Movimentada e estratégica, a rota teve importância reconhecida já no século XIX. Em 1819, o botânico francês Auguste de Saint-Hilaire percorreu o caminho durante uma de suas expedições científicas rumo às nascentes do rio São Francisco. Em seu diário, registrou que a estrada era usada principalmente para a condução de bois e porcos vindos da antiga Comarca do Rio das Mortes, com usa sede em São João del-Rei, para abastecer a Corte. Segundo ele, o trajeto era significativamente mais curto que qualquer outro disponível à época.
Potencial turístico
O promotor de Justiça Marcos Paulo de Souza Miranda, autor do livro Estudos Históricos sobre o Caminho do Comércio, em parceria com o historiador e oficial de justiça Rodrigo Magalhães, destaca a relevância da antiga rota como uma importante variante da Estrada Real. Em artigo publicado no blog Pátria Mineira, Marcos Paulo também ressalta o alto potencial turístico do trajeto. Segundo ele, ao longo do caminho há uma grande variedade de atrativos culturais, naturais e paisagísticos, ideais também para a prática do ecoturismo.
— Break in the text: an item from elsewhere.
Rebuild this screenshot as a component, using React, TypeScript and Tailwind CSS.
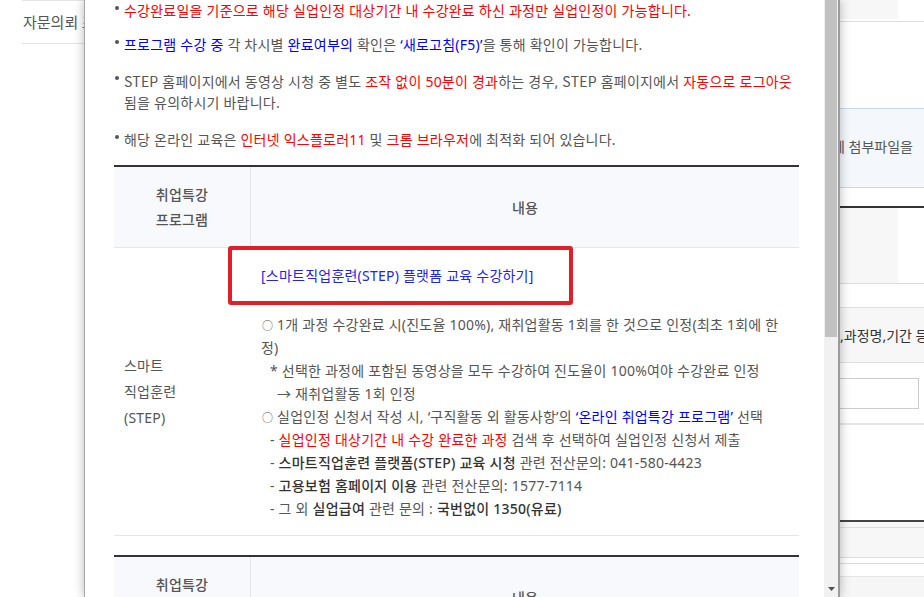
import React from 'react';

type Tone = 'red' | 'blue' | 'bold' | 'mark' | 'narrow';
type Seg = { t: string; c?: Tone };

const toneClass: Record<Tone, string> = {
  red: 'text-[#ff0000]',
  blue: 'text-[#0000ff]',
  bold: 'font-medium text-[#333333]',
  mark: 'text-[11px] leading-none font-["Noto_Sans_CJK_KR"]',
  narrow: 'font-["Noto_Sans_CJK_KR"]',
};

const notices: { lines: Seg[][]; gap: string }[] = [
  {
    gap: 'mb-[12px]',
    lines: [[{ t: '수강완료일을 기준으로 해당 실업인정 대상기간 내 수강완료 하신 과정만 실업인정이 가능합니다.', c: 'red' }]],
  },
  {
    gap: 'mb-[14px]',
    lines: [
      [
        { t: '프로그램 수강 중', c: 'blue' },
        { t: ' 각 차시별 ' },
        { t: '완료여부의', c: 'blue' },
        { t: ' 확인은 ' },
        { t: '‘새로고침(F5)’', c: 'blue' },
        { t: '을 통해 확인이 가능합니다.' },
      ],
    ],
  },
  {
    gap: 'mb-[15px]',
    lines: [
      [
        { t: 'STEP', c: 'narrow' },
        { t: ' 홈페이지에서 동영상 시청 중 별도 ' },
        { t: '조작 없이 50분이 경과', c: 'red' },
        { t: '하는 경우, ' },
        { t: 'STEP', c: 'narrow' },
        { t: ' 홈페이지에서 ' },
        { t: '자동으로 로그아웃', c: 'red' },
      ],
      [{ t: '됨을 유의하시기 바랍니다.' }],
    ],
  },
  {
    gap: 'mb-0',
    lines: [
      [
        { t: '해당 온라인 교육은 ' },
        { t: '인터넷 익스플로러11', c: 'red' },
        { t: ' 및 ' },
        { t: '크롬 브라우저', c: 'red' },
        { t: '에 최적화 되어 있습니다.' },
      ],
    ],
  },
];

// lines of the STEP row, broken where the original page breaks them
const steps: { pl: string; segs: Seg[] }[] = [
  {
    pl: 'pl-[1px]',
    segs: [{ t: '○', c: 'mark' }, { t: ' 1개 과정 수강완료 시(진도율 100%), 재취업활동 1회를 한 것으로 인정(최초 1회에 한' }],
  },
  { pl: 'pl-0', segs: [{ t: '정)' }] },
  { pl: 'pl-[9px]', segs: [{ t: '* 선택한 과정에 포함된 동영상을 모두 수강하여 진도율이 100%여야 수강완료 인정' }] },
  { pl: 'pl-[16px]', segs: [{ t: '→ 재취업활동 1회 인정' }] },
  {
    pl: 'pl-[1px]',
    segs: [
      { t: '○', c: 'mark' },
      { t: ' 실업인정 신청서 작성 시, ‘구직활동 외 활동사항’의 ' },
      { t: '‘온라인 취업특강 프로그램’', c: 'blue' },
      { t: ' 선택' },
    ],
  },
  {
    pl: 'pl-[9px]',
    segs: [
      { t: '- ' },
      { t: '실업인정 대상기간 내 수강 완료한 과정', c: 'red' },
      { t: ' 검색 후 선택하여 실업인정 신청서 제출' },
    ],
  },
  {
    pl: 'pl-[9px]',
    segs: [
      { t: '- ' },
      { t: '스마트직업훈련 플랫폼(STEP) 교육 시청', c: 'bold' },
      { t: ' 관련 전산문의: 041-580-4423' },
    ],
  },
  {
    pl: 'pl-[9px]',
    segs: [{ t: '- ' }, { t: '고용보험 홈페이지 이용', c: 'bold' }, { t: ' 관련 전산문의: 1577-7114' }],
  },
  {
    pl: 'pl-[9px]',
    segs: [
      { t: '- 그 외 ' },
      { t: '실업급여', c: 'bold' },
      { t: ' 관련 문의 : ' },
      { t: '국번없이 1350(유료)', c: 'bold' },
    ],
  },
];

const Segs = ({ segs }: { segs: Seg[] }) => (
  <>
    {segs.map((s, i) => (
      <span key={i} className={s.c ? toneClass[s.c] : undefined}>
        {s.t}
      </span>
    ))}
  </>
);

const TableHead = () => (
  <div className="grid h-[81px] grid-cols-[137px_1fr] border-b border-[#e6e6e6] bg-[#f8f9fc] font-medium">
    <div className="flex flex-col items-center justify-center border-r border-[#e6e6e6] leading-[25px]">
      <span>취업특강</span>
      <span>프로그램</span>
    </div>
    <div className="flex items-center justify-center">내용</div>
  </div>
);

const LeftPage = () => (
  <div className="w-[84px] shrink-0 overflow-hidden pl-[22px]">
    <div className="flex h-[44px] items-center whitespace-nowrap border-y border-[#e3e3e3] pl-[1px] text-[15px] text-[#555555]">
      자문의뢰 조회
    </div>
  </div>
);

const RightPage = () => (
  <div className="w-[84px] shrink-0 overflow-hidden bg-white text-[14px]">
    <div className="flex h-[22px] border-b border-[#dddddd]">
      <div className="h-[19px] w-[58px] bg-[#f7f7f7]" />
    </div>
    <div className="h-[86px]" />
    <div className="flex h-[80px] items-center whitespace-nowrap border-y border-[#c6d9e9] bg-[#f4f8fc] pb-[4px] text-[#555555]">
      <span className="ml-[-8px]">에 첨부파일을</span>
    </div>
    <div className="h-[18px]" />
    <div className="flex h-[78px] border-y border-t-2 border-b-[#dddddd] border-t-[#333333]">
      <div className="w-[58px] bg-[#f7f7f7]" />
    </div>
    <div className="h-[23px]" />
    <div className="flex h-[56px] items-center whitespace-nowrap border-y border-[#e0e0e0] bg-[#f7f7f7] text-[#333333]">
      ,과정명,기간 등
    </div>
    <div className="flex h-[60px] items-center">
      <div className="ml-[-20px] h-[31px] w-[99px] shrink-0 border border-[#cccccc] bg-white" />
    </div>
    <div className="h-[97px] border-t-2 border-[#e6e6e6]" />
    <div className="h-[7px] border-t-2 border-[#444444] bg-[#f7f7f7]" />
    <div className="h-[31px] border-y border-[#dddddd] bg-[#f7f7f7]" />
    <div className="h-[6px] border-b border-[#dddddd]" />
    <div className="h-[12px]" />
    <div className="h-[40px] border-t border-[#e5e5e5] bg-[#f6f6f6]" />
  </div>
);

const Scrollbar = () => (
  <div className="relative w-[14px] shrink-0 bg-[#f1f1f1]">
    <div className="mx-[1px] h-[337px] bg-[#c1c1c1]" />
    <svg className="absolute bottom-[6px] left-[4px]" width="7" height="4" viewBox="0 0 7 4">
      <path d="M0 0h7L3.5 4z" fill="#505050" />
    </svg>
  </div>
);

const Popup = () => (
  <div className="relative z-10 flex h-[597px] w-[756px] shrink-0 border-l border-r-2 border-l-[#a6a6a6] border-r-[#9c9c9c] bg-white shadow-[0_0_10px_rgba(0,0,0,0.28)]">
    <div className="w-[739px] shrink-0 overflow-hidden pl-[29px] pr-[25px] text-[14px] tracking-[0.23px] text-[#555555]">
      {notices.map((n, i) => (
        <div key={i} className={`flex leading-[22px] ${n.gap}`}>
          <span className="flex h-[22px] w-[10px] shrink-0 items-start pl-[1px] pt-[6px]">
            <span className="h-[4px] w-[4px] rounded-full bg-[#555555]" />
          </span>
          <div className="whitespace-nowrap">
            {n.lines.map((l, j) => (
              <div key={j} className="h-[22px]">
                <Segs segs={l} />
              </div>
            ))}
          </div>
        </div>
      ))}

      <div className="mt-[14px] border-t-2 border-[#333333]">
        <TableHead />
        <div className="grid grid-cols-[137px_1fr] border-b border-[#e6e6e6]">
          <div className="flex flex-col justify-center pl-[10px] leading-[26px]">
            <span>스마트</span>
            <span>직업훈련</span>
            <span>(STEP)</span>
          </div>
          <div className="relative whitespace-nowrap pb-[15px] pl-[10px] pt-[16px] leading-[23px]">
            <div className="text-[#2424e0]">[스마트직업훈련(STEP) 플랫폼 교육 수강하기]</div>
            <div className="pointer-events-none absolute left-[-23px] top-[-2px] h-[59px] w-[345px] rounded-[3px] border-4 border-[#e21f27]" />
            <div className="mt-[26px]">
              {steps.map((s, i) => (
                <div key={i} className={`h-[23px] ${s.pl}`}>
                  <Segs segs={s.segs} />
                </div>
              ))}
            </div>
          </div>
        </div>
      </div>

      <div className="mt-[19px] border-t-2 border-[#333333]">
        <TableHead />
      </div>
    </div>
    <Scrollbar />
  </div>
);

export default function App() {
  return (
    <div className="flex h-[597px] w-[924px] overflow-hidden bg-white font-['Noto_Sans','Noto_Sans_CJK_KR',sans-serif]">
      <LeftPage />
      <Popup />
      <RightPage />
    </div>
  );
}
Entre os destaques, estão as cachoeiras e tanques de criação de trutas entre Rio Preto e Bom Jardim de Minas; a arquitetura colonial, os sítios arqueológicos e a produção local de frutas, doces, queijos e cachaça de qualidade na região de Andrelândia; além das fazendas e igrejas centenárias, serras e tradições folclóricas de Madre de Deus de Minas.
Apesar de seu valor histórico e turístico, Marcos Paulo alerta que o Caminho do Comércio ainda é pouco conhecido e carece de maior divulgação e investimento para se consolidar como destino turístico regional.

Na Fazenda das Laranjeiras, situada às margens do antigo Caminho do Comércio, no município de Andrelândia, ficou hospedado o cientista francês Auguste de Saint-Hilaire, em fevereiro de 1819.